In conclusion, I would like to say a few words about the educational composition of the population. I believe that when we consider the impacts of the population on the environment and the controversy associated therein, education really is what some people call a win-win strategy—something that is good for the future population as well as good for the environment. It really may be the best solution out of some of the vicious circles that we see in the world today.

At IIASA we have developed a demographic method that we call multistate population projection with which we not only project the population of one country and see how it will develop in the future, but we break it down into different subcategories, which are the educational categories in Figure 8. We see South Asia, essentially India, where the illiterate population without any education is shown in white [yellow in color]; the population with at least one year of primary schooling is black [red in color]; those with some secondary education are lighter [blue in color]; and those with some tertiary education are gray [green in color]. We also see that India has a large gender gap; females have a very high proportion—let’s say, 25 to 29 percent. Half of the females in their 30s have never had a single year of schooling, whereas schooling for males is a little better. This is a very poorly educated society, even today.
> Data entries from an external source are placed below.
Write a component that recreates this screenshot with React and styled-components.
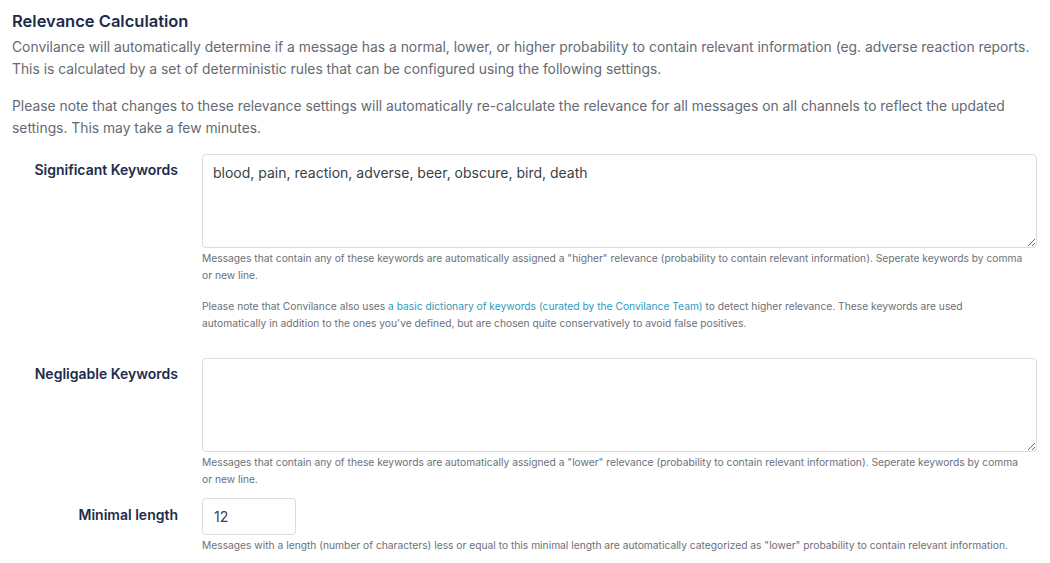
import React from "react";
import styled, { createGlobalStyle } from "styled-components";

const Global = createGlobalStyle`
  html, body { margin: 0; padding: 0; background: #fff; }
  body { font-family: Inter, "Noto Sans", sans-serif; -webkit-font-smoothing: antialiased; }
`;

const Page = styled.div`
  padding: 10px 13px 0 12px;
`;

const Title = styled.h2`
  margin: 0 0 4px;
  font-size: 16.5px;
  font-weight: 600;
  color: #1d2b4c;
  line-height: 22px;
`;

const Lead = styled.p`
  margin: 0 0 15px;
  font-size: 13.85px;
  line-height: 22px;
  color: #656a73;
  font-weight: 400;
`;

const Form = styled.div`
  display: grid;
  grid-template-columns: 166px 1fr;
  column-gap: 24px;
  margin-top: 5px;
`;

const Label = styled.label`
  text-align: right;
  font-size: 14px;
  font-weight: 600;
  color: #1d2b4c;
  padding-top: ${(p) => p.$top || 8}px;
`;

const Field = styled.div`
  display: flex;
  flex-direction: column;
  margin-bottom: ${(p) => p.$mb || 0}px;
`;

const TextArea = styled.textarea`
  box-sizing: border-box;
  width: 100%;
  height: 94px;
  border: 1px solid #dcdcdc;
  border-radius: 4px;
  padding: 9px 10px;
  font-family: Inter, "Noto Sans", sans-serif;
  font-size: 14px;
  color: #3a3f47;
  resize: vertical;
  outline: none;
  display: block;
`;

const Input = styled.input`
  box-sizing: border-box;
  width: 94px;
  height: 37px;
  border: 1px solid #dcdcdc;
  border-radius: 4px;
  padding: 0 11px;
  font-family: Inter, "Noto Sans", sans-serif;
  font-size: 14px;
  color: #3a3f47;
  outline: none;
`;

const Help = styled.p`
  margin: ${(p) => p.$mt || 2}px 0 0;
  padding-right: 11px;
  font-size: 10.25px;
  line-height: 17px;
  color: #6b7079;
  font-weight: 400;
`;

const Link = styled.a`
  color: #2f9bbd;
  text-decoration: none;
`;

export default function App() {
  return (
    <Page>
      <Global />
      <Title>Relevance Calculation</Title>
      <Lead>
        Convilance will automatically determine if a message has a normal, lower, or higher probability to contain relevant information (eg. adverse reaction reports.
        <br />
        This is calculated by a set of deterministic rules that can be configured using the following settings.
      </Lead>
      <Lead>
        Please note that changes to these relevance settings will automatically re-calculate the relevance for all messages on all channels to reflect the updated settings. This may take a few minutes.
      </Lead>
      <Form>
        <Label $top={7}>Significant Keywords</Label>
        <Field $mb={26}>
          <TextArea defaultValue="blood, pain, reaction, adverse, beer, obscure, bird, death" />
          <Help>
            Messages that contain any of these keywords are automatically assigned a "higher" relevance (probability to contain relevant information). Seperate keywords by comma or new line.
          </Help>
          <Help $mt={14}>
            Please note that Convilance also uses{" "}
            <Link href="#">a basic dictionary of keywords (curated by the Convilance Team)</Link>{" "}
            to detect higher relevance. These keywords are used automatically in addition to the ones you've defined, but are chosen quite conservatively to avoid false positives.
          </Help>
        </Field>
        <Label $top={7}>Negligable Keywords</Label>
        <Field $mb={10}>
          <TextArea defaultValue="" />
          <Help>
            Messages that contain any of these keywords are automatically assigned a "lower" relevance (probability to contain relevant information). Seperate keywords by comma or new line.
          </Help>
        </Field>
        <Label $top={8}>Minimal length</Label>
        <Field>
          <Input defaultValue="12" />
          <Help>
            Messages with a length (number of characters) less or equal to this minimal length are automatically categorized as "lower" probability to contain relevant information.
          </Help>
        </Field>
      </Form>
    </Page>
  );
}
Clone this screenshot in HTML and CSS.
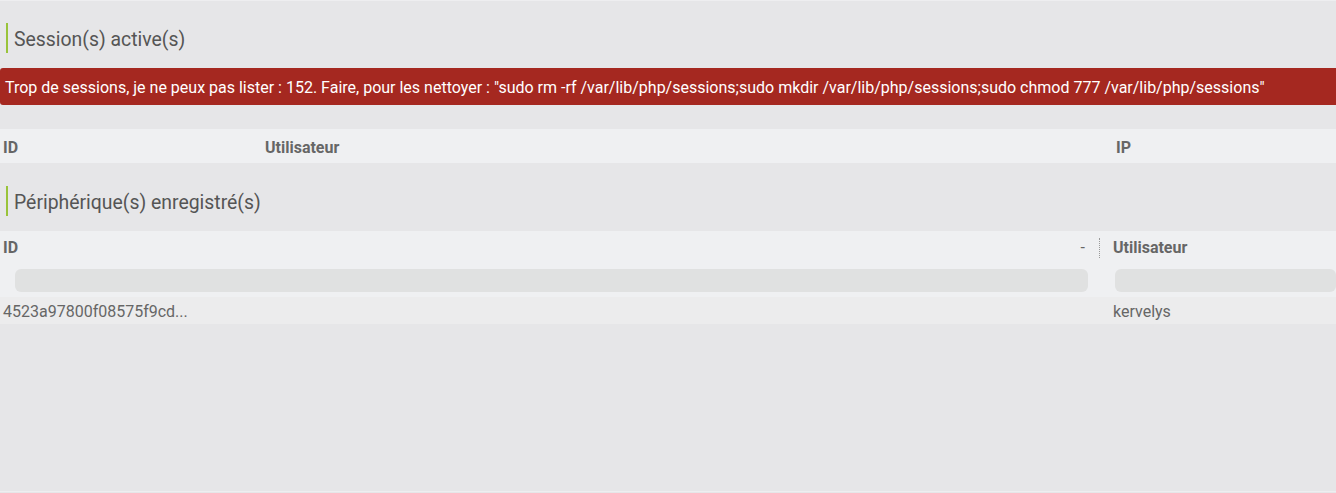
FILE: index.html
```html
<!DOCTYPE html>
<html lang="fr">
<head>
<meta charset="utf-8">
<title>Sessions</title>
<link rel="stylesheet" href="styles.css">
</head>
<body>
<div class="page">
  <div class="section-title"><h3>Session(s) active(s)</h3></div>
  <div class="alert">Trop de sessions, je ne peux pas lister : 152. Faire, pour les nettoyer : "sudo rm -rf /var/lib/php/sessions;sudo mkdir /var/lib/php/sessions;sudo chmod 777 /var/lib/php/sessions"</div>
  <div class="table1">
    <div class="th c-id">ID</div>
    <div class="th c-user">Utilisateur</div>
    <div class="th c-ip">IP</div>
  </div>
  <div class="section-title second"><h3>Périphérique(s) enregistré(s)</h3></div>
  <div class="table2">
    <div class="head">
      <div class="h-id"><span>ID</span><span class="sort">-</span></div>
      <div class="h-user"><span>Utilisateur</span></div>
    </div>
    <div class="filters">
      <div class="f-id"><div class="input"></div></div>
      <div class="f-user"><div class="input"></div></div>
    </div>
    <div class="row">
      <div class="d-id">4523a97800f08575f9cd...</div>
      <div class="d-user">kervelys</div>
    </div>
  </div>
</div>
</body>
</html>
```

FILE: styles.css
```css
html, body {
  margin: 0;
  padding: 0;
  background: #e6e6e8;
  height: 100%;
  overflow: hidden;
}
body {
  font-family: Roboto, "Liberation Sans", sans-serif;
  color: #666;
}
.page {
  border-top: 1px solid #eeeef0;
  border-bottom: 1px solid #eeeef0;
  height: 492px;
  box-sizing: border-box;
  overflow: hidden;
}
.section-title {
  padding-left: 6px;
  margin-top: 22px;
}
.section-title.second {
  margin-top: 23px;
}
.section-title h3 {
  margin: 0;
  border-left: 2px solid #99c33a;
  padding-left: 6px;
  padding-top: 4px;
  font-weight: 400;
  font-size: 19.4px;
  line-height: 26px;
  color: #555;
}
.alert {
  margin-top: 15px;
  background: #a52820;
  color: #fff;
  font-size: 16px;
  line-height: 35px;
  height: 37px;
  padding-top: 2px;
  box-sizing: border-box;
  padding-left: 5px;
  border-radius: 3px 0 0 3px;
  white-space: nowrap;
}
.table1 {
  margin-top: 24px;
  display: grid;
  grid-template-columns: 262px 851px 1fr;
  background: #eff0f2;
  height: 34px;
  padding-top: 2px;
  box-sizing: border-box;
  align-items: center;
}
.th {
  font-weight: 700;
  font-size: 16px;
  padding-left: 3px;
  color: #666;
}
.table2 {
  margin-top: 15px;
}
.table2 .head, .table2 .filters, .table2 .row {
  display: grid;
  grid-template-columns: 1100px 1fr;
}
.table2 .head, .table2 .filters {
  background: #eff0f2;
}
.head {
  height: 32px;
  padding-top: 2px;
  box-sizing: border-box;
  align-items: center;
  font-weight: 700;
  font-size: 16px;
}
.h-id {
  display: flex;
  justify-content: space-between;
  padding-left: 3px;
  padding-right: 14px;
  border-right: 1px dotted #999;
  height: 20px;
  line-height: 20px;
}
.h-user {
  padding-left: 13px;
  line-height: 20px;
}
.sort {
  font-weight: 400;
}
.filters {
  height: 34px;
  padding-top: 6px;
  box-sizing: border-box;
}
.f-id {
  padding-left: 15px;
  padding-right: 12px;
}
.f-user {
  padding-left: 15px;
}
.input {
  height: 23px;
  background: #e0e1e1;
  border-radius: 6px;
}
.row {
  background: #ececed;
  height: 27px;
  padding-top: 2px;
  box-sizing: border-box;
  align-items: center;
  font-size: 16px;
  color: #666;
}
.d-id {
  padding-left: 3px;
}
.d-user {
  padding-left: 13px;
}
```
Figure 8. Age and education pyramids for South Asia in 2000 and in 2030 according to “American” scenario.

Now we calculate several scenarios. In one that we call the “American scenario,” we assume that South Asia will slowly move toward North American school enrollment rates, which means very high secondary and even tertiary education (see Figure 8).

At the younger ages, this makes a great difference. In a constant scenario, the gender gap remains large, and the higher proportion of people with very low education is perpetuated in India to the year 2030. But even if one makes a tremendous effort to increase the Indian school system to American enrollment ratios, it affects only the younger generation. In this case the gender gap narrows, and there is much higher secondary and tertiary education at the younger age groups.

Because you are educating only children and possibly young adults, and not the older people above age 30 or 40, it makes no difference for the skills of the working population in the short run. Education of the labor force is something that is very inert. If you invest in education today, it takes 20 or 30 years to translate into a better education of the labor force that will have an impact on productivity and all the other beneficial economic consequences, but the cost of education needs to be spent now. This is why one needs to have a long-time horizon for societal investments.

An educated society is likely to be more productive and better off. It can also more easily cope with and adapt to climate change conditions and all kinds of environmental challenges that will come up in the future.

Thank you.

[1] Lutz, Wolfgang, Warren Sanderson, and Sergei Scherbov. 1997. Doubling of world population unlikely. Nature 387: 803–805.

[2] Lutz, Wolfgang, Warren Sanderson, and Sergei Scherbov. 2001. The end of world population growth. Nature 412: 543546.

[3] National Research Council. 2000. Beyond Six Billion: Forecasting the World’s Population. Panel on Population Projections. John Bongaarts and Rodolfo A. Bulatao (eds.). Committee on Population, Commission on Behavioral and Social Sciences and Education. Washington, D.C.: National Academy Press.

[4] United Nations. 1999. Long-Range World Population Projections: Based on the 1998 Revision. New York: United Nations, ESA/P/WP.153.

[5] Tuljapurkar, S., N. Li, and C. Boe. 2000. A universal pattern of mortality decline in the G7 countries. Nature 405: 789–792.

[6] Vaupel, J.W. and H. Lundström. 1996. The future of mortality at older ages in developed countries. Pages 278–295 in W. Lutz (ed.), The Future Population of the World. What Can We Assume Today? Revised Edition. London: Earthscan.